- **Task**
Your task is to reproduce, verbatim and without pictures, the lines from the opening of the listing through the line containing "<h1>Liderlik Tablosu</h1>".
^^^^
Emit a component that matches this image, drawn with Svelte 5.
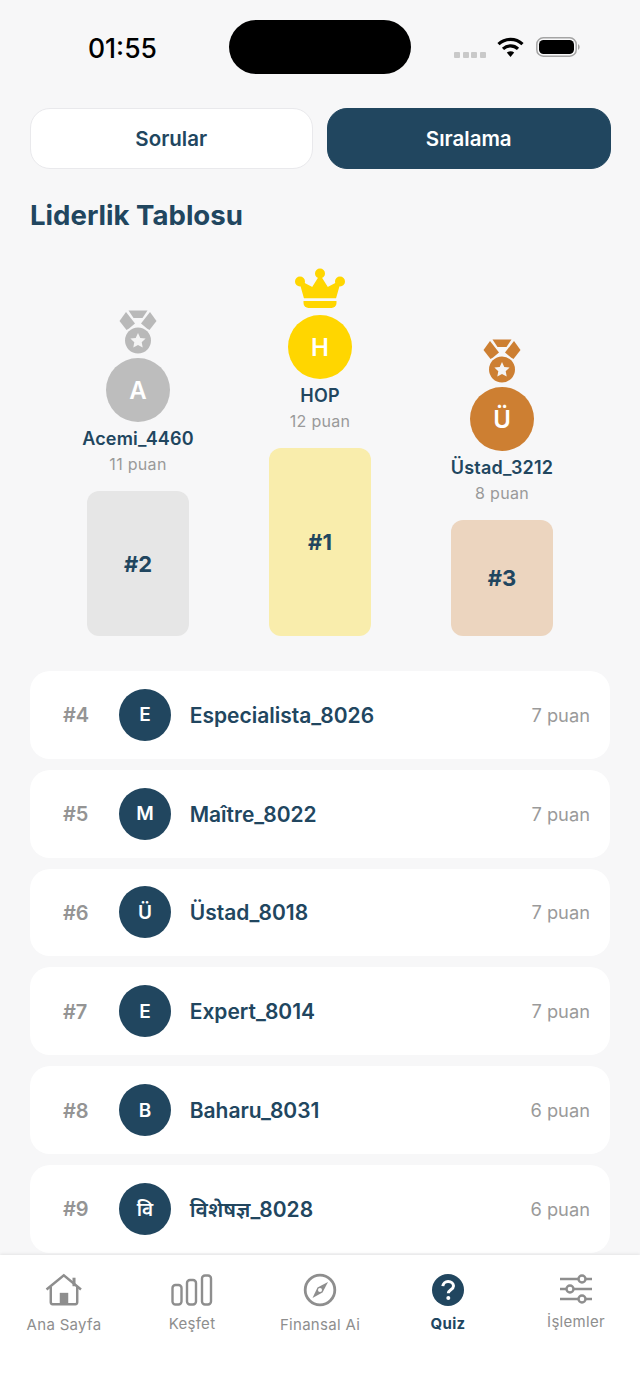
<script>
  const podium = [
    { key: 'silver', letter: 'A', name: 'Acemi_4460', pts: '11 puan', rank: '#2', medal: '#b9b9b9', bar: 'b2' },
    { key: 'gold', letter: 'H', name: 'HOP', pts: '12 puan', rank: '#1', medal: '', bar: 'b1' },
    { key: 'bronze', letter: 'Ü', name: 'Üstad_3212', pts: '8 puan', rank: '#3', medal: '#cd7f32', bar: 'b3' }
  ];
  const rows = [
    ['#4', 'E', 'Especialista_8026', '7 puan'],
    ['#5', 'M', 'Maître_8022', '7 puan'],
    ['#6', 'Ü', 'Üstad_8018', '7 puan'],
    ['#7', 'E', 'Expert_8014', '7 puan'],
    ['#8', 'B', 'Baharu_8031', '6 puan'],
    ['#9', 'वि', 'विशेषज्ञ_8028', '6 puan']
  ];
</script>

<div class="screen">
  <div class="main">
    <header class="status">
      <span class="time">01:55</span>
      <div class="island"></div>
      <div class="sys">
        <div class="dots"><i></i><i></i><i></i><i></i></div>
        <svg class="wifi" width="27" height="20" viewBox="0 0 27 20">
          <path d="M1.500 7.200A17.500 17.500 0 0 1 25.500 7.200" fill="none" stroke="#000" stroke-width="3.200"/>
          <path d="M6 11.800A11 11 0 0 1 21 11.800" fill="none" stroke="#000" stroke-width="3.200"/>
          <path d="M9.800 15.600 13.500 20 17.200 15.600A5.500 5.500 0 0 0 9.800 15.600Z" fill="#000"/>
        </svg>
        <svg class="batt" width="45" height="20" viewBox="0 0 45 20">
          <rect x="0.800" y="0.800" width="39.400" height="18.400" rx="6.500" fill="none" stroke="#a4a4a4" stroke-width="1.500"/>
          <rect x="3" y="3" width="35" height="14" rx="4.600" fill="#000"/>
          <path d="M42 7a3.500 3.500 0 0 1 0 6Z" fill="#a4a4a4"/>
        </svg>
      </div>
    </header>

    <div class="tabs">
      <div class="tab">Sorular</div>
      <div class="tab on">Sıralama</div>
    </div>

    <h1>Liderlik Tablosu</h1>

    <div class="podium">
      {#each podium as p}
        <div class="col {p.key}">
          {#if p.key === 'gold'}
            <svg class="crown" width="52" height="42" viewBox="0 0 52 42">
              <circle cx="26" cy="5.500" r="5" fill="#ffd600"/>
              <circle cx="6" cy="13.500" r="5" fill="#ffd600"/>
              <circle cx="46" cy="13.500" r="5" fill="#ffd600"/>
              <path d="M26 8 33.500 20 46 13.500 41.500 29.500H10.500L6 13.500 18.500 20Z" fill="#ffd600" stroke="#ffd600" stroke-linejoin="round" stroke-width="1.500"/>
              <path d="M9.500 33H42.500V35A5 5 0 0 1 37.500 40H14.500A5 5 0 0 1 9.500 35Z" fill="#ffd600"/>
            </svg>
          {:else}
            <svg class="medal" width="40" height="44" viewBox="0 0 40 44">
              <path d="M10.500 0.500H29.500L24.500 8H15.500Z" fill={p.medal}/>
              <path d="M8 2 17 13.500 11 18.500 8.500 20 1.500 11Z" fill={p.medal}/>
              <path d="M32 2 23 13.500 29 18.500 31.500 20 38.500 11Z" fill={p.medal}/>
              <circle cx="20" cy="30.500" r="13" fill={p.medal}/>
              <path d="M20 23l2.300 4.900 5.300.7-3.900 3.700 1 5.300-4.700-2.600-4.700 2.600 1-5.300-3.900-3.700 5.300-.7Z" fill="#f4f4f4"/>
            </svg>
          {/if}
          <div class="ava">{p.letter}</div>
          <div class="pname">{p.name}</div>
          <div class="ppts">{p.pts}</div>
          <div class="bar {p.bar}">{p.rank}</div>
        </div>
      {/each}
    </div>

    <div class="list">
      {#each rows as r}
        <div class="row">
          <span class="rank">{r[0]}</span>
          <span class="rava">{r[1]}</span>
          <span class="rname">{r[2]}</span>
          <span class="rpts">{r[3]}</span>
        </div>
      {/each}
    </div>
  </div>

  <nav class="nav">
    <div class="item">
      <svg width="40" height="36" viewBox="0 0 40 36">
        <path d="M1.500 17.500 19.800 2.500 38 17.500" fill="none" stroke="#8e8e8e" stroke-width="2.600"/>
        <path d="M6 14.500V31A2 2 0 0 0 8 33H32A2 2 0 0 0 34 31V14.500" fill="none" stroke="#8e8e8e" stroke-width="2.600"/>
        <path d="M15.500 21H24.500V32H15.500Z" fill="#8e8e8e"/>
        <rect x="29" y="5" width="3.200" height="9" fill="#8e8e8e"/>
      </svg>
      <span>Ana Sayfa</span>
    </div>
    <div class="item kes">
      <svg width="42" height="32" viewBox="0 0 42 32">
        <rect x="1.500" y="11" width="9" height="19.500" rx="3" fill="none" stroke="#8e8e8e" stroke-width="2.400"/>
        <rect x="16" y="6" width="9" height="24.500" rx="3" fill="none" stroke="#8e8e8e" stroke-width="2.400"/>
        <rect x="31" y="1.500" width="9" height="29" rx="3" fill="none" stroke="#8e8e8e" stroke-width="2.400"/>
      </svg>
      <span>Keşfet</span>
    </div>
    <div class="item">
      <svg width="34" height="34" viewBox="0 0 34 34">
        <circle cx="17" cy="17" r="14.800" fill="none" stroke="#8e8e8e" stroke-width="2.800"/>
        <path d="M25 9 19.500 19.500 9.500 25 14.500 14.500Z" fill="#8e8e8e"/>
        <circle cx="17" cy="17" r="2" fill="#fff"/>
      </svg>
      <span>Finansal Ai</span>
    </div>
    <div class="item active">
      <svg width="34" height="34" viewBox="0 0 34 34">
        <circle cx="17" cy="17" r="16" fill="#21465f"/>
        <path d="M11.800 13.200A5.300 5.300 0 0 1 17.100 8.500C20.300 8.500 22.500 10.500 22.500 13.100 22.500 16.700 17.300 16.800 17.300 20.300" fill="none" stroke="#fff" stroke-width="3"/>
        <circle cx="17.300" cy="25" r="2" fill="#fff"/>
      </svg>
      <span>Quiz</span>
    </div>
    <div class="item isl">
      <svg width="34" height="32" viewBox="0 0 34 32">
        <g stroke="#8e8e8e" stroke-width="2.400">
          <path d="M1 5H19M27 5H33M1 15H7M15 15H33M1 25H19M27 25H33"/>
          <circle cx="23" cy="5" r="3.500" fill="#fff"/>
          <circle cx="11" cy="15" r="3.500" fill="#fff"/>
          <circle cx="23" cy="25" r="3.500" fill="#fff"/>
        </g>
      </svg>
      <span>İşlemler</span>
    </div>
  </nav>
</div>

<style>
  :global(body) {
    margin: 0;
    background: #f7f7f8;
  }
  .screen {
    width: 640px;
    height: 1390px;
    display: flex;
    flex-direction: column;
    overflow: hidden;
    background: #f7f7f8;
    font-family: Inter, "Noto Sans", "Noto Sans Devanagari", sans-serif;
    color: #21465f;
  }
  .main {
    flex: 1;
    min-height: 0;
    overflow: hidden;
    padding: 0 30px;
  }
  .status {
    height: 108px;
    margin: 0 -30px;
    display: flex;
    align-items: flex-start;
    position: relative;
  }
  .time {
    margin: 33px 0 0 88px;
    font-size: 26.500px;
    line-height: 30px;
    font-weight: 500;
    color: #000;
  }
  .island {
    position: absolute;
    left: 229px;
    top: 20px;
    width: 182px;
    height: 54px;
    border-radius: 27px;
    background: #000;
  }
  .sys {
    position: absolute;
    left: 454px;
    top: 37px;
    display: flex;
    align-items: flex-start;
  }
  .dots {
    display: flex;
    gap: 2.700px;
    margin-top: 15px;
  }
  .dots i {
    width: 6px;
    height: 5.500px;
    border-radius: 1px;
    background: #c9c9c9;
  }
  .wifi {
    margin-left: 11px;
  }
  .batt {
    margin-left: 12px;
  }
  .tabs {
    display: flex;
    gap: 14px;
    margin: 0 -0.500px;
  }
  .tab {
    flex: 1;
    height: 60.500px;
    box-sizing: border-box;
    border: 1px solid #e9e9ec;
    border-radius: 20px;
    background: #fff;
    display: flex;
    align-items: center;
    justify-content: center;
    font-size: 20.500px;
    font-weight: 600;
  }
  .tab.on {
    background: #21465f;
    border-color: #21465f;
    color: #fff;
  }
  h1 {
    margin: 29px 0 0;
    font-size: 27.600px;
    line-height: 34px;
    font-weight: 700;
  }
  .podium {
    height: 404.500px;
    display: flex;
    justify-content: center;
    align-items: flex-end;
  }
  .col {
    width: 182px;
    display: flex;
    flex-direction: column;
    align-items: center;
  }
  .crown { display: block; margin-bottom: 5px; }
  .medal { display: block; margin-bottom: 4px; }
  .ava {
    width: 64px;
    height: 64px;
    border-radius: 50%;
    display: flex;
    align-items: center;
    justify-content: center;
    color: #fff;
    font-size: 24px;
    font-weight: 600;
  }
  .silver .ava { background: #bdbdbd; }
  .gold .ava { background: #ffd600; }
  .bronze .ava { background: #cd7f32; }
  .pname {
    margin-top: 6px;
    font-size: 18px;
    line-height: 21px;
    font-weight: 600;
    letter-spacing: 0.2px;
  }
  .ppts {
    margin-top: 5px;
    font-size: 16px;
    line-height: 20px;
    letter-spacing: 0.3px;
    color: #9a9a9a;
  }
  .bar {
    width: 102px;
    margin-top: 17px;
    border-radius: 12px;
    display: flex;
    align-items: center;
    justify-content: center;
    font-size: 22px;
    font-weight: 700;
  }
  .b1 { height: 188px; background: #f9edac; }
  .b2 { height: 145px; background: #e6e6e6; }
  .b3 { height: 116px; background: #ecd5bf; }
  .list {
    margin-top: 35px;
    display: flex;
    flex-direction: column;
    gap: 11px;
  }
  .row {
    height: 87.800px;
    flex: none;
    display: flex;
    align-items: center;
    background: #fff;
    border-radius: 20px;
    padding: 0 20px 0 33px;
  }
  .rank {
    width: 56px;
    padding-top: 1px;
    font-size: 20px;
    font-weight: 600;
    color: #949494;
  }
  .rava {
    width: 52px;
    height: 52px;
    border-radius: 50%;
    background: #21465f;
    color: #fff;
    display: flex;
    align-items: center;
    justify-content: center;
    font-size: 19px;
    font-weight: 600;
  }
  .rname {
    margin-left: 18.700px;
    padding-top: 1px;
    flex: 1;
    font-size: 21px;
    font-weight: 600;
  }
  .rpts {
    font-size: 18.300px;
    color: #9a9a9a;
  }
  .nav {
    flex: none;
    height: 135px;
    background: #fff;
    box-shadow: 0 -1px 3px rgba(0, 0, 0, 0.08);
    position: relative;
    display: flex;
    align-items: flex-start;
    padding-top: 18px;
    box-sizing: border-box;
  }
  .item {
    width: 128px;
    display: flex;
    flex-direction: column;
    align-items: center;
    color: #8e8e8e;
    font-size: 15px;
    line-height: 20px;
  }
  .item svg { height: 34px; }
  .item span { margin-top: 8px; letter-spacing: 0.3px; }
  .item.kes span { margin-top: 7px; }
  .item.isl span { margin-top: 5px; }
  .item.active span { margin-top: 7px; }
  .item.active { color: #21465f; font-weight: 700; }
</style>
^^^^
- **Exercise output**
Emit a component that matches this image, drawn with Svelte 5.
<script>
  const podium = [
    { key: 'silver', letter: 'A', name: 'Acemi_4460', pts: '11 puan', rank: '#2', medal: '#b9b9b9', bar: 'b2' },
    { key: 'gold', letter: 'H', name: 'HOP', pts: '12 puan', rank: '#1', medal: '', bar: 'b1' },
    { key: 'bronze', letter: 'Ü', name: 'Üstad_3212', pts: '8 puan', rank: '#3', medal: '#cd7f32', bar: 'b3' }
  ];
  const rows = [
    ['#4', 'E', 'Especialista_8026', '7 puan'],
    ['#5', 'M', 'Maître_8022', '7 puan'],
    ['#6', 'Ü', 'Üstad_8018', '7 puan'],
    ['#7', 'E', 'Expert_8014', '7 puan'],
    ['#8', 'B', 'Baharu_8031', '6 puan'],
    ['#9', 'वि', 'विशेषज्ञ_8028', '6 puan']
  ];
</script>

<div class="screen">
  <div class="main">
    <header class="status">
      <span class="time">01:55</span>
      <div class="island"></div>
      <div class="sys">
        <div class="dots"><i></i><i></i><i></i><i></i></div>
        <svg class="wifi" width="27" height="20" viewBox="0 0 27 20">
          <path d="M1.500 7.200A17.500 17.500 0 0 1 25.500 7.200" fill="none" stroke="#000" stroke-width="3.200"/>
          <path d="M6 11.800A11 11 0 0 1 21 11.800" fill="none" stroke="#000" stroke-width="3.200"/>
          <path d="M9.800 15.600 13.500 20 17.200 15.600A5.500 5.500 0 0 0 9.800 15.600Z" fill="#000"/>
        </svg>
        <svg class="batt" width="45" height="20" viewBox="0 0 45 20">
          <rect x="0.800" y="0.800" width="39.400" height="18.400" rx="6.500" fill="none" stroke="#a4a4a4" stroke-width="1.500"/>
          <rect x="3" y="3" width="35" height="14" rx="4.600" fill="#000"/>
          <path d="M42 7a3.500 3.500 0 0 1 0 6Z" fill="#a4a4a4"/>
        </svg>
      </div>
    </header>

    <div class="tabs">
      <div class="tab">Sorular</div>
      <div class="tab on">Sıralama</div>
    </div>

    <h1>Liderlik Tablosu</h1>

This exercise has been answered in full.